## start Given information

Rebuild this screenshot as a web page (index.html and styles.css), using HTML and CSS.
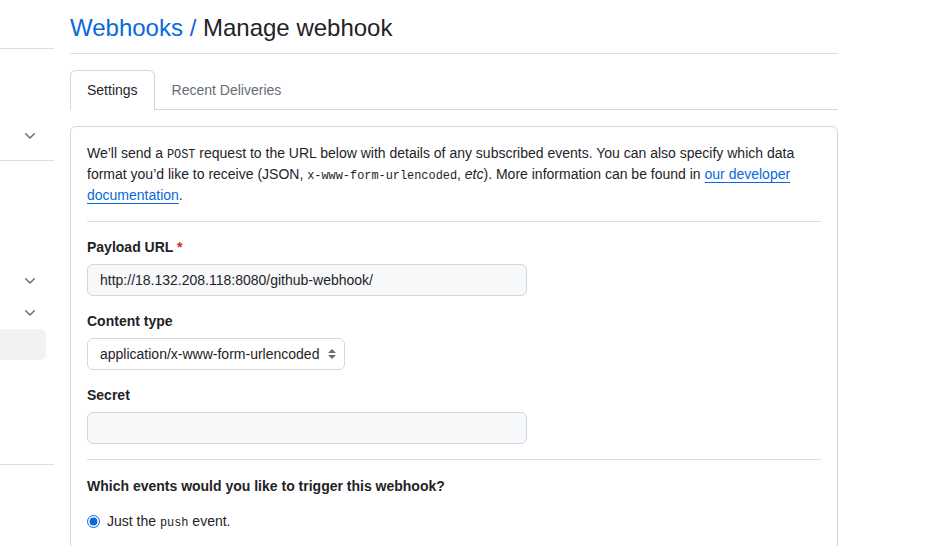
FILE: index.html
```html
<!DOCTYPE html>
<html lang="en">
<head>
<meta charset="utf-8">
<title>Manage webhook</title>
<link rel="stylesheet" href="styles.css">
</head>
<body>
<div class="layout">
  <nav class="sidebar">
    <div class="side-top"></div>
    <div class="side-sec side-sec1">
      <div class="side-row"><svg class="chev" width="16" height="16" viewBox="0 0 16 16"><path d="M12.78 5.22a.749.749 0 0 1 0 1.06l-4.25 4.25a.749.749 0 0 1-1.06 0L3.22 6.28a.749.749 0 1 1 1.06-1.06L8 8.939l3.72-3.719a.749.749 0 0 1 1.06 0Z"/></svg></div>
    </div>
    <div class="side-sec side-sec2">
      <div class="side-row"><svg class="chev" width="16" height="16" viewBox="0 0 16 16"><path d="M12.78 5.22a.749.749 0 0 1 0 1.06l-4.25 4.25a.749.749 0 0 1-1.06 0L3.22 6.28a.749.749 0 1 1 1.06-1.06L8 8.939l3.72-3.719a.749.749 0 0 1 1.06 0Z"/></svg></div>
      <div class="side-row"><svg class="chev" width="16" height="16" viewBox="0 0 16 16"><path d="M12.78 5.22a.749.749 0 0 1 0 1.06l-4.25 4.25a.749.749 0 0 1-1.06 0L3.22 6.28a.749.749 0 1 1 1.06-1.06L8 8.939l3.72-3.719a.749.749 0 0 1 1.06 0Z"/></svg></div>
      <div class="side-row active"></div>
    </div>
  </nav>
  <main class="main">
    <div class="subhead">
      <h2 class="subhead-title"><a class="crumb" href="#">Webhooks</a><span class="sep"> / </span>Manage webhook</h2>
    </div>
    <div class="tabnav">
      <a class="tab selected" href="#">Settings</a>
      <a class="tab" href="#">Recent Deliveries</a>
    </div>
    <form class="card">
      <p class="intro">We’ll send a <code>POST</code> request to the URL below with details of any subscribed events. You can also specify which data format you’d like to receive (JSON, <code>x-www-form-urlencoded</code>, <em>etc</em>). More information can be found in <a class="link" href="#">our developer documentation</a>.</p>
      <div class="divider"></div>
      <div class="group">
        <label class="label" for="url">Payload URL <span class="req">*</span></label>
        <input class="input" id="url" type="text" value="http://18.132.208.118:8080/github-webhook/">
      </div>
      <div class="group">
        <label class="label" for="ctype">Content type</label>
        <select class="select" id="ctype">
          <option>application/x-www-form-urlencoded</option>
          <option>application/json</option>
        </select>
      </div>
      <div class="group">
        <label class="label" for="secret">Secret</label>
        <input class="input" id="secret" type="text" value="">
      </div>
      <div class="divider"></div>
      <h3 class="question">Which events would you like to trigger this webhook?</h3>
      <div class="options">
        <label class="option"><input type="radio" name="ev" class="radio" checked> <span>Just the <code>push</code> event.</span></label>
      </div>
    </form>
  </main>
</div>
</body>
</html>
```
FILE: styles.css
```css
* { box-sizing: border-box; }

html, body { overflow: hidden; }

body {
  margin: 0;
  font-family: "Liberation Sans", Arial, sans-serif;
  font-size: 14px;
  line-height: 1.5;
  color: #1f2328;
  background: #ffffff;
}

.layout {
  display: flex;
  gap: 16px;
  align-items: flex-start;
}

/* Sidebar */
.sidebar {
  width: 54px;
  flex-shrink: 0;
}

.side-top {
  height: 49px;
  border-bottom: 1px solid #d8dee4;
}

.side-sec {
  border-bottom: 1px solid #d8dee4;
  display: flex;
  flex-direction: column;
  gap: 1px;
}

.side-sec1 {
  padding: 71px 0 8px;
}

.side-sec1 .side-row { height: 32px; }

.side-sec2 {
  padding: 104px 0 104px;
}

.side-row {
  width: 46px;
  height: 31px;
  display: flex;
  align-items: center;
  justify-content: flex-end;
  padding-right: 8px;
  border-radius: 0 6px 6px 0;
}

.side-row.active {
  background: #f0f2f4;
}

.chev {
  fill: #656d76;
}

/* Main */
.main {
  width: 768px;
  flex-shrink: 0;
  padding-top: 10px;
}

.subhead {
  border-bottom: 1px solid #d8dee4;
  padding-bottom: 7px;
  margin-bottom: 16px;
}

.subhead-title {
  margin: 0;
  font-size: 24px;
  font-weight: 400;
  line-height: 36px;
}

.crumb {
  color: #0969da;
  text-decoration: none;
}

.sep {
  color: #0969da;
}

.tabnav {
  display: flex;
  border-bottom: 1px solid #d0d7de;
  margin-bottom: 16px;
}

.tab {
  padding: 8px 16px;
  line-height: 23px;
  font-size: 14px;
  color: #656d76;
  text-decoration: none;
  border: 1px solid transparent;
  border-bottom: 0;
  border-radius: 6px 6px 0 0;
  margin-bottom: -1px;
  height: 40px;
}

.tab.selected {
  color: #1f2328;
  background: #ffffff;
  border-color: #d0d7de;
}

.card {
  border: 1px solid #d0d7de;
  border-radius: 6px;
  padding: 16px;
  margin: 0;
  min-height: 460px;
}

.intro {
  margin: 0;
  line-height: 21px;
}

code {
  font-family: "Liberation Mono", "DejaVu Sans Mono", monospace;
  font-size: 85%;
  line-height: 1;
}

.link {
  color: #0969da;
  text-decoration: underline;
  text-underline-offset: 3px;
}

.divider {
  border-top: 1px solid #d8dee4;
  margin: 15px 0 15px;
  height: 0;
}

.group + .group {
  margin-top: 15px;
}

.label {
  display: block;
  font-weight: 700;
  line-height: 21px;
  margin-bottom: 6px;
}

.req {
  color: #d1242f;
}

.input {
  display: block;
  width: 440px;
  height: 32px;
  padding: 5px 12px;
  font: inherit;
  font-size: 14px;
  line-height: 20px;
  color: #1f2328;
  background: #f6f8fa;
  border: 1px solid #d0d7de;
  border-radius: 6px;
  outline: none;
}

.select {
  display: block;
  height: 32px;
  padding: 5px 24px 5px 12px;
  font: inherit;
  font-size: 14px;
  line-height: 20px;
  color: #1f2328;
  background-color: #ffffff;
  background-image: url("data:image/svg+xml,%3Csvg xmlns='http://www.w3.org/2000/svg' width='16' height='16' viewBox='0 0 16 16'%3E%3Cpath fill='%23656d76' d='M4.427 9.427l3.396 3.396a.25.25 0 00.354 0l3.396-3.396A.25.25 0 0011.396 9H4.604a.25.25 0 00-.177.427zM4.427 6.573l3.396-3.396a.25.25 0 01.354 0l3.396 3.396A.25.25 0 0111.396 7H4.604a.25.25 0 01-.177-.427z'/%3E%3C/svg%3E");
  background-repeat: no-repeat;
  background-position: right 4px center;
  background-size: 16px;
  border: 1px solid #d0d7de;
  border-radius: 6px;
  appearance: none;
  -webkit-appearance: none;
  outline: none;
}

.question {
  margin: 16px 0 14px;
  font-size: 14px;
  font-weight: 700;
  line-height: 21px;
}

.options {
  display: flex;
  flex-direction: column;
  gap: 12px;
}

.option {
  display: flex;
  align-items: center;
  gap: 7px;
  line-height: 21px;
}

.radio {
  margin: 0;
  width: 13px;
  height: 13px;
  accent-color: #0969da;
}
```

## end Given information

What is needed is an exact reproduction of the data, pictures excluded.

Rebuild this screenshot as a web page (index.html and styles.css), using HTML and CSS.
FILE: index.html
```html
<!DOCTYPE html>
<html lang="en">
<head>
<meta charset="utf-8">
<title>Manage webhook</title>
<link rel="stylesheet" href="styles.css">
</head>
<body>
<div class="layout">
  <nav class="sidebar">
    <div class="side-top"></div>
    <div class="side-sec side-sec1">
      <div class="side-row"><svg class="chev" width="16" height="16" viewBox="0 0 16 16"><path d="M12.78 5.22a.749.749 0 0 1 0 1.06l-4.25 4.25a.749.749 0 0 1-1.06 0L3.22 6.28a.749.749 0 1 1 1.06-1.06L8 8.939l3.72-3.719a.749.749 0 0 1 1.06 0Z"/></svg></div>
    </div>
    <div class="side-sec side-sec2">
      <div class="side-row"><svg class="chev" width="16" height="16" viewBox="0 0 16 16"><path d="M12.78 5.22a.749.749 0 0 1 0 1.06l-4.25 4.25a.749.749 0 0 1-1.06 0L3.22 6.28a.749.749 0 1 1 1.06-1.06L8 8.939l3.72-3.719a.749.749 0 0 1 1.06 0Z"/></svg></div>
      <div class="side-row"><svg class="chev" width="16" height="16" viewBox="0 0 16 16"><path d="M12.78 5.22a.749.749 0 0 1 0 1.06l-4.25 4.25a.749.749 0 0 1-1.06 0L3.22 6.28a.749.749 0 1 1 1.06-1.06L8 8.939l3.72-3.719a.749.749 0 0 1 1.06 0Z"/></svg></div>
      <div class="side-row active"></div>
    </div>
  </nav>
  <main class="main">
    <div class="subhead">
      <h2 class="subhead-title"><a class="crumb" href="#">Webhooks</a><span class="sep"> / </span>Manage webhook</h2>
    </div>
    <div class="tabnav">
      <a class="tab selected" href="#">Settings</a>
      <a class="tab" href="#">Recent Deliveries</a>
    </div>
    <form class="card">
      <p class="intro">We’ll send a <code>POST</code> request to the URL below with details of any subscribed events. You can also specify which data format you’d like to receive (JSON, <code>x-www-form-urlencoded</code>, <em>etc</em>). More information can be found in <a class="link" href="#">our developer documentation</a>.</p>
      <div class="divider"></div>
      <div class="group">
        <label class="label" for="url">Payload URL <span class="req">*</span></label>
        <input class="input" id="url" type="text" value="http://18.132.208.118:8080/github-webhook/">
      </div>
      <div class="group">
        <label class="label" for="ctype">Content type</label>
        <select class="select" id="ctype">
          <option>application/x-www-form-urlencoded</option>
          <option>application/json</option>
        </select>
      </div>
      <div class="group">
        <label class="label" for="secret">Secret</label>
        <input class="input" id="secret" type="text" value="">
      </div>
      <div class="divider"></div>
      <h3 class="question">Which events would you like to trigger this webhook?</h3>
      <div class="options">
        <label class="option"><input type="radio" name="ev" class="radio" checked> <span>Just the <code>push</code> event.</span></label>
      </div>
    </form>
  </main>
</div>
</body>
</html>
```
FILE: styles.css
```css
* { box-sizing: border-box; }

html, body { overflow: hidden; }

body {
  margin: 0;
  font-family: "Liberation Sans", Arial, sans-serif;
  font-size: 14px;
  line-height: 1.5;
  color: #1f2328;
  background: #ffffff;
}

.layout {
  display: flex;
  gap: 16px;
  align-items: flex-start;
}

/* Sidebar */
.sidebar {
  width: 54px;
  flex-shrink: 0;
}

.side-top {
  height: 49px;
  border-bottom: 1px solid #d8dee4;
}

.side-sec {
  border-bottom: 1px solid #d8dee4;
  display: flex;
  flex-direction: column;
  gap: 1px;
}

.side-sec1 {
  padding: 71px 0 8px;
}

.side-sec1 .side-row { height: 32px; }

.side-sec2 {
  padding: 104px 0 104px;
}

.side-row {
  width: 46px;
  height: 31px;
  display: flex;
  align-items: center;
  justify-content: flex-end;
  padding-right: 8px;
  border-radius: 0 6px 6px 0;
}

.side-row.active {
  background: #f0f2f4;
}

.chev {
  fill: #656d76;
}

/* Main */
.main {
  width: 768px;
  flex-shrink: 0;
  padding-top: 10px;
}

.subhead {
  border-bottom: 1px solid #d8dee4;
  padding-bottom: 7px;
  margin-bottom: 16px;
}

.subhead-title {
  margin: 0;
  font-size: 24px;
  font-weight: 400;
  line-height: 36px;
}

.crumb {
  color: #0969da;
  text-decoration: none;
}

.sep {
  color: #0969da;
}

.tabnav {
  display: flex;
  border-bottom: 1px solid #d0d7de;
  margin-bottom: 16px;
}

.tab {
  padding: 8px 16px;
  line-height: 23px;
  font-size: 14px;
  color: #656d76;
  text-decoration: none;
  border: 1px solid transparent;
  border-bottom: 0;
  border-radius: 6px 6px 0 0;
  margin-bottom: -1px;
  height: 40px;
}

.tab.selected {
  color: #1f2328;
  background: #ffffff;
  border-color: #d0d7de;
}

.card {
  border: 1px solid #d0d7de;
  border-radius: 6px;
  padding: 16px;
  margin: 0;
  min-height: 460px;
}

.intro {
  margin: 0;
  line-height: 21px;
}

code {
  font-family: "Liberation Mono", "DejaVu Sans Mono", monospace;
  font-size: 85%;
  line-height: 1;
}

.link {
  color: #0969da;
  text-decoration: underline;
  text-underline-offset: 3px;
}

.divider {
  border-top: 1px solid #d8dee4;
  margin: 15px 0 15px;
  height: 0;
}

.group + .group {
  margin-top: 15px;
}

.label {
  display: block;
  font-weight: 700;
  line-height: 21px;
  margin-bottom: 6px;
}

.req {
  color: #d1242f;
}

.input {
  display: block;
  width: 440px;
  height: 32px;
  padding: 5px 12px;
  font: inherit;
  font-size: 14px;
  line-height: 20px;
  color: #1f2328;
  background: #f6f8fa;
  border: 1px solid #d0d7de;
  border-radius: 6px;
  outline: none;
}

.select {
  display: block;
  height: 32px;
  padding: 5px 24px 5px 12px;
  font: inherit;
  font-size: 14px;
  line-height: 20px;
  color: #1f2328;
  background-color: #ffffff;
  background-image: url("data:image/svg+xml,%3Csvg xmlns='http://www.w3.org/2000/svg' width='16' height='16' viewBox='0 0 16 16'%3E%3Cpath fill='%23656d76' d='M4.427 9.427l3.396 3.396a.25.25 0 00.354 0l3.396-3.396A.25.25 0 0011.396 9H4.604a.25.25 0 00-.177.427zM4.427 6.573l3.396-3.396a.25.25 0 01.354 0l3.396 3.396A.25.25 0 0111.396 7H4.604a.25.25 0 01-.177-.427z'/%3E%3C/svg%3E");
  background-repeat: no-repeat;
  background-position: right 4px center;
  background-size: 16px;
  border: 1px solid #d0d7de;
  border-radius: 6px;
  appearance: none;
  -webkit-appearance: none;
  outline: none;
}

.question {
  margin: 16px 0 14px;
  font-size: 14px;
  font-weight: 700;
  line-height: 21px;
}

.options {
  display: flex;
  flex-direction: column;
  gap: 12px;
}

.option {
  display: flex;
  align-items: center;
  gap: 7px;
  line-height: 21px;
}

.radio {
  margin: 0;
  width: 13px;
  height: 13px;
  accent-color: #0969da;
}
```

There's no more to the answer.